Literary Magazine Club
{LMC}: Hug Beecher’s One Before Bed and It Hugs Back
Beecher’s One has an effect on me, and not just because of the wonderful stories. More than any other journal I have read, holding it evoked an emotion, much like the words did. When nobody was looking, I may have rubbed the journal all over my face, took deep breaths over its pages and whispered secrets into its binding, which I have learned is called a “naked” binding. How sexy.
Daniel Rolf is responsible for my affection for the design.
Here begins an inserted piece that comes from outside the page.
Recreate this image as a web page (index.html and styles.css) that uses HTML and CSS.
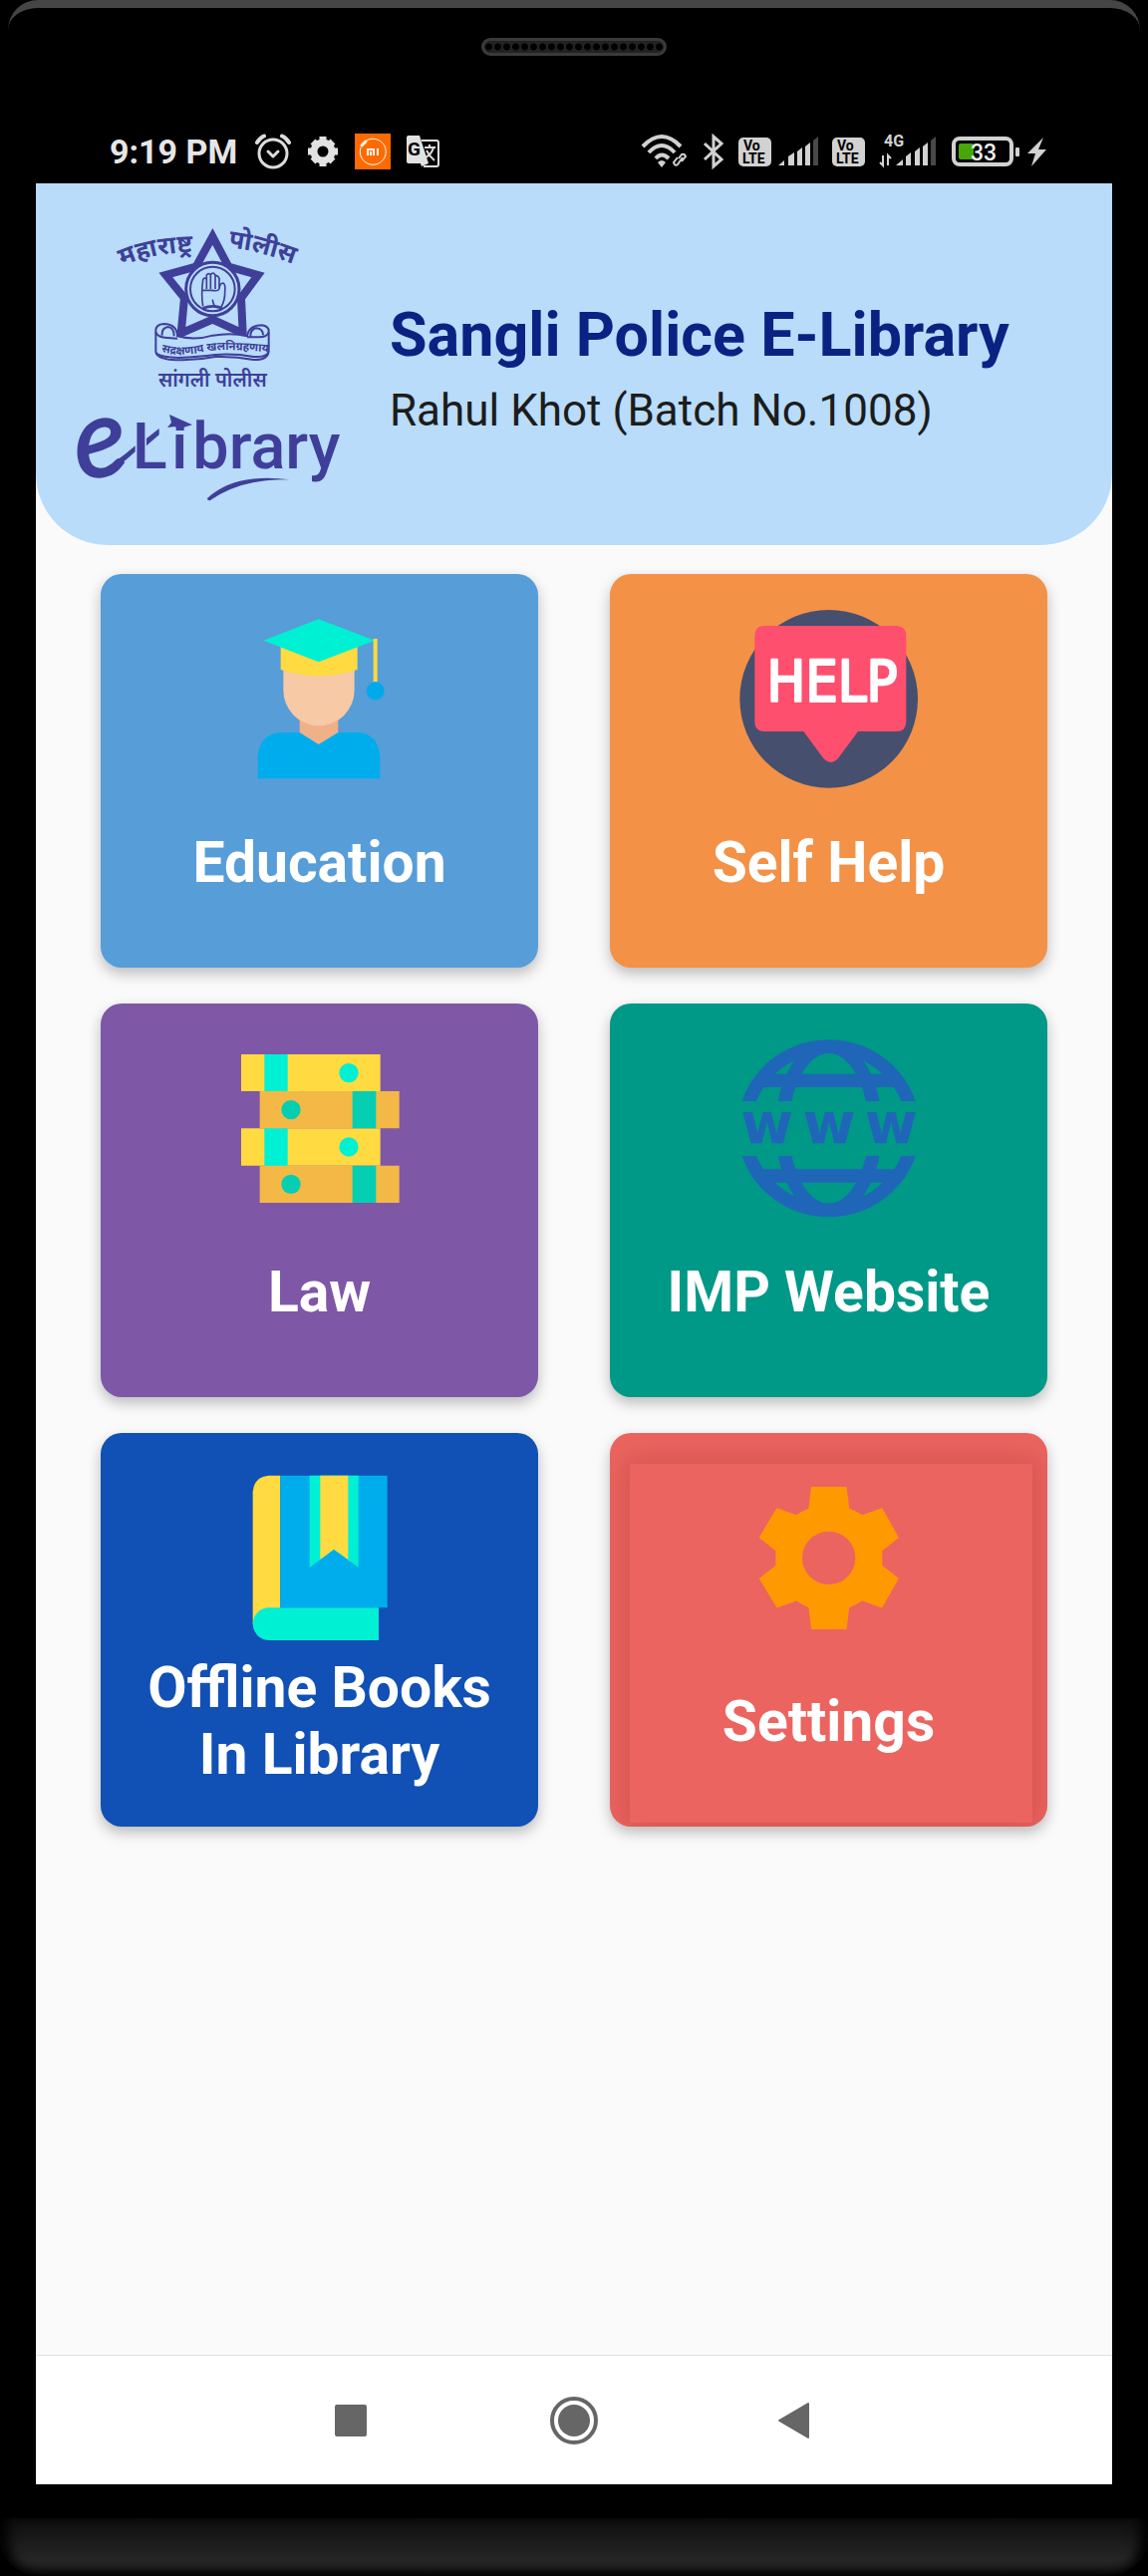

He said the original concept for the binding was to make the first issue a “simple container for the text, but also something interesting to hold and look at.” Well, he surpassed that goal by quite a bit.
Rolf, whose academic background is literature, religion and architectural history, said he researched other journals before he started designing Beecher’s and realized that the impact of ornamentation, cover art and type treatments were brief. “The visual experience beyond the utility of the text to deliver the content felt inconsequential compared to the tactile experience of the object.” He added that the visual aspect of the journal was still a large concern, but tried to let the construction dictate the visuals as much as possible.
The paper that makes my hands feel so good is called Mohawk Via Felt. I want my sheets to be made of Mohawk Via Felt. Rolf said he wanted something soft but that also had some grab. Perfect. This paper won’t stay clean and that, also, is how I like my sheets. Rolf said he chose “the one that was the most easily soiled” and maybe that seems odd, but he has a good reason.
“I did most of my pre-design survey of books and journals in libraries and used book stores and began to study the evidence of readers you can find in books,” he said. “There are annotations, smudged graphite and ink, corners of pages are dogeared and discolored by skin oils, whole sets of pages will be stained and wrinkled from spilled liquids. I wanted the paper to heighten and facilitate these effects. So I touched and held a lot of different paper samples, smudged ink and dripped coffee onto them.”
He also said the paper thickness was just as important because it needed to be thin enough for the pages to turn smoothly, but rigid enough that they could be injured.
The typeface is Plantin Standard, and if you didn’t notice it, then it did its job. That was Rolf’s goal. If you did notice it, perhaps you admired its “staid elegance,” as Rolf described it. He said he also chose Plantin Standard because it is wider than most book typefaces and he wanted to increase the amount of whitespace without reducing the weight of the type.
How much does presentation affect the way you read? Is it really just about the words? I like to think it is because I write words and I don’t design journals but sometimes I also like to think that I am normal person and I know that’s not true either. We have to learn to live with some lies even in the face of beautiful, contrary evidence.
Robb Todd is a writer in New York City. He has lived all over the country, and was lucky enough to live in Hawaii twice. He also lived in Texas twice. And North Carolina twice. Actually, this is his second stop in New York, too, so he must not do not do things right the first time.
naked binding = Beecher’s in a number of ways
I really love the design and weight and font and layout. Just a really solid job done on making this as a physical artifact.